Among the gays, there’s the allure of marriage and increasing normalization — I hear it all the time among friends and on the web. The threat of HIV might be waning, but it’s enough of an issue to lead some to demand monogamy, even though plenty of gay relationships are open. The normalization of gay culture has been a years-long concern among the earlier generation of “radical queers,” who had lots of sex in the 1970s and but saw the tide change in the 1990s as gays went mainstream.
More importantly, Paglia is right that all these alleged trends are classed. Teen pregnancy is the United States is still the highest in the developed world. And HIV rates are starting to creep up again among gay youth, especially among young black men (and, no, it’s not the DL). Bareback sex, which some in the older generation still see as transgressive, is all over the amateur web sites and its stars. Who’s having sex and who’s not having sex?

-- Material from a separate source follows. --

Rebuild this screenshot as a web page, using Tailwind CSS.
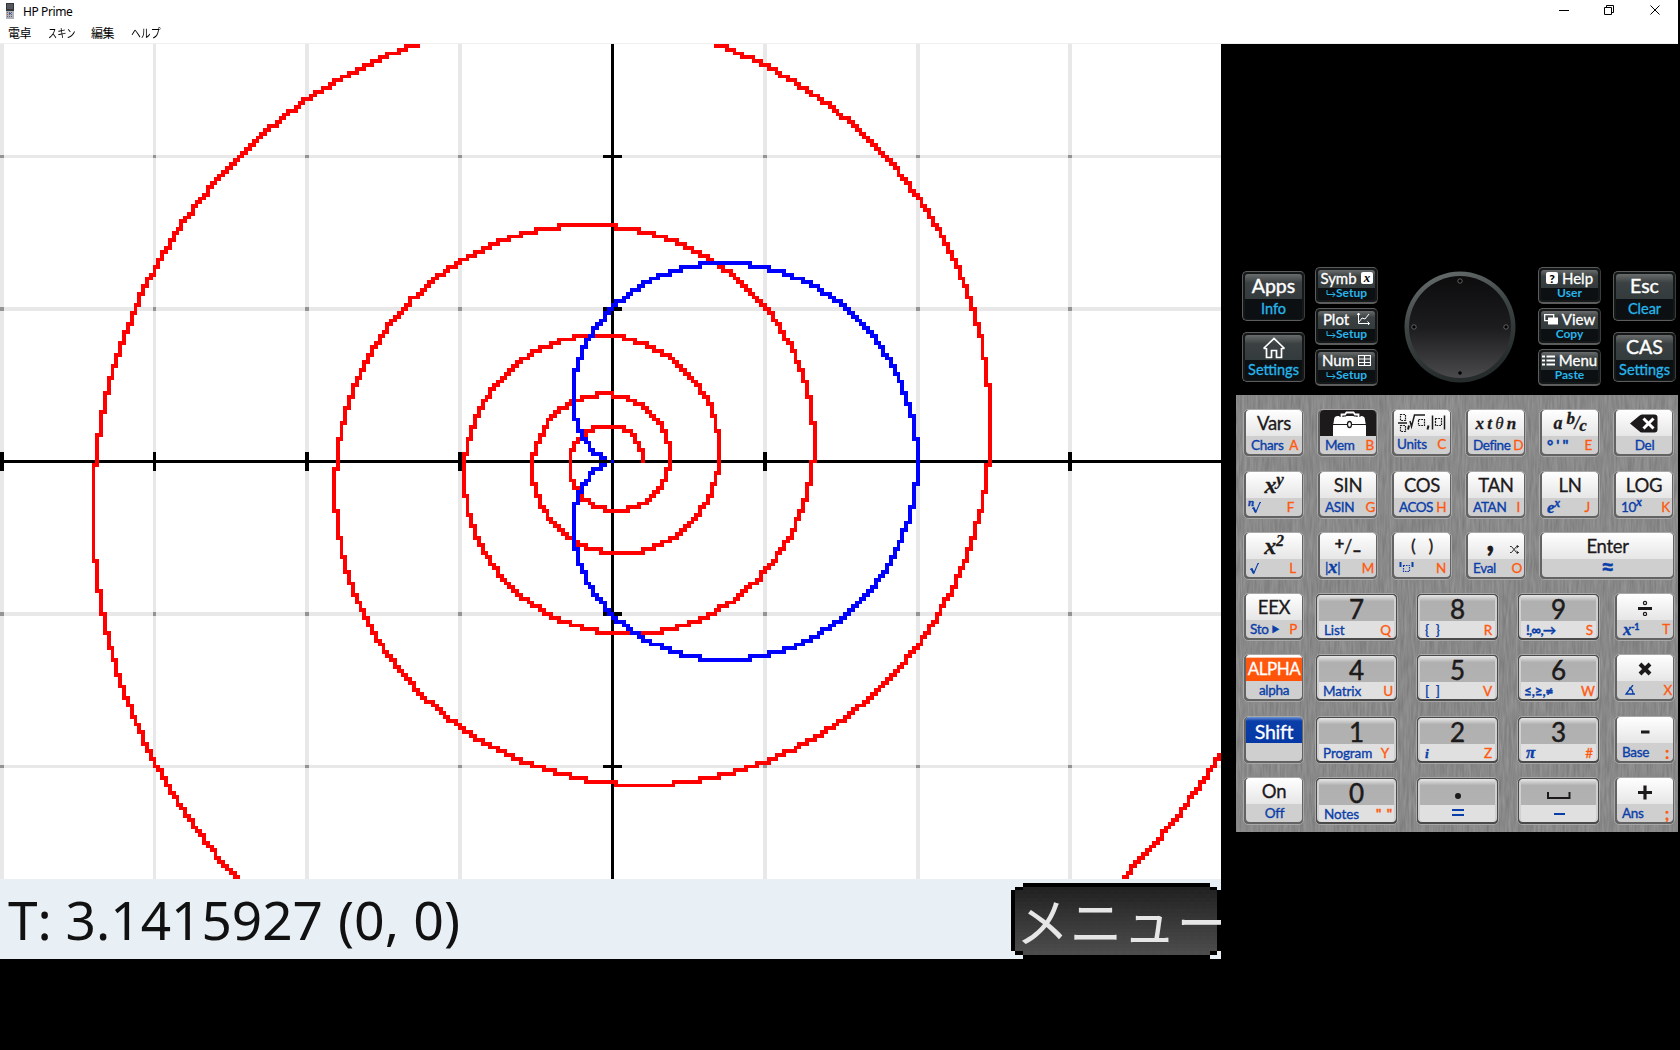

Lady Gaga is the clearest example. Gaga’s videos show a noticeable disdain for sex, which she’s been quite open about in her interviews — tied loosely to her past bad relationships. In Bad Romance Gaga torches her would-be suitor and acts like a sex zombie for most of the video. Alejandro gives us an ice-cold Gaga in a sea of gay men as she is transformed from a cold widow to a religious martyr, sexless and soulless. Paparazzi transforms the star into a Metropolis like cyborg, rising from the ashes to kill her sexy lover.
Easy A, too, is a sexless film — literally. A commendable (and well-liked) follow-up to Mean Girls, Easy A is ultimately about how the act of having sex isn’t, or shouldn’t be, a big deal. Virginity is a virtue, saved because it can be; our heroine feels some pressure to have sex, but not much, and the entire school ends up hating the faux-skank. Emma Stone — who, God willing, will succeed where Lindsay Lohan failed — is sexy and racy as any young starlet, but ultimately just wants a man who’ll give her a hug. She is a modern day Christ, fake-sexing her way for our sins and desires, taking on the burden of social stigma so we can lie about how much sex we’re having. Because in the end we don’t want to have it.
Teen movies these days in general are safe compared to their eighties parents, or at least that’s the conventional wisdom. Fast Times feels transgressive compared to Juno. Fame (1980) is edgy fare compared to its sunny descendant, and films like Step Up are about as hardcore as an ABC Family sitcom.
I don’t buy the argument that the Millennials have less sex or care less about it. But I do think they think of sex differently.
The Boomers emerged from the Greatest Generation and the relative conservatism of the forties and fifties. Public and open displays of sex were considered transgressive, and they were necessary, given the social context.
But the revolution is long passed for the Millennials. Today there’s a lot more sex in movies and on television. Sex is easy to find online; we now even have very public displays of homemade sex on the web. Sexting is common among teens, for whatever reason.
Lady Gaga arrives at a time when refusing to be sexualized — setting herself up as the anti-Britney or Madonna — is transgressive. It isn’t “saying no” in a Victorian way, but opting for different forms of transgression, which is why Gaga encases herself in haute couture, mimics her on-air interviewers, wears meat dresses, and protests DADT dressed as a politician. She isn’t sexually available to men, either, despite wearing heels and bikinis (straight guys prefer Jessica Simpson-types). It’s a broader, more vague form of self-expression. Her statements are generally restricted to allowing herself to be “weird” and fight for your “rights,” emphasizing generational tropes about individuality and political activity: the irony of being both narcissistic and simultaneously joining en masse to work for Obama or fight anti-gay marriage laws (think of Facebook, you promote yourself but relentlessly engage with others).
Of course, there is something lost here. And no doubt some subsequent generation will bring back the Paglia-Warner days of sexual liberation. But in the current moment, Millennials don’t need a sexual revolution. They want something else: maybe a job, maybe fame, maybe validation or political progress. Whatever it is, I’m not sure it’s any less valid or important than a little hanky-panky.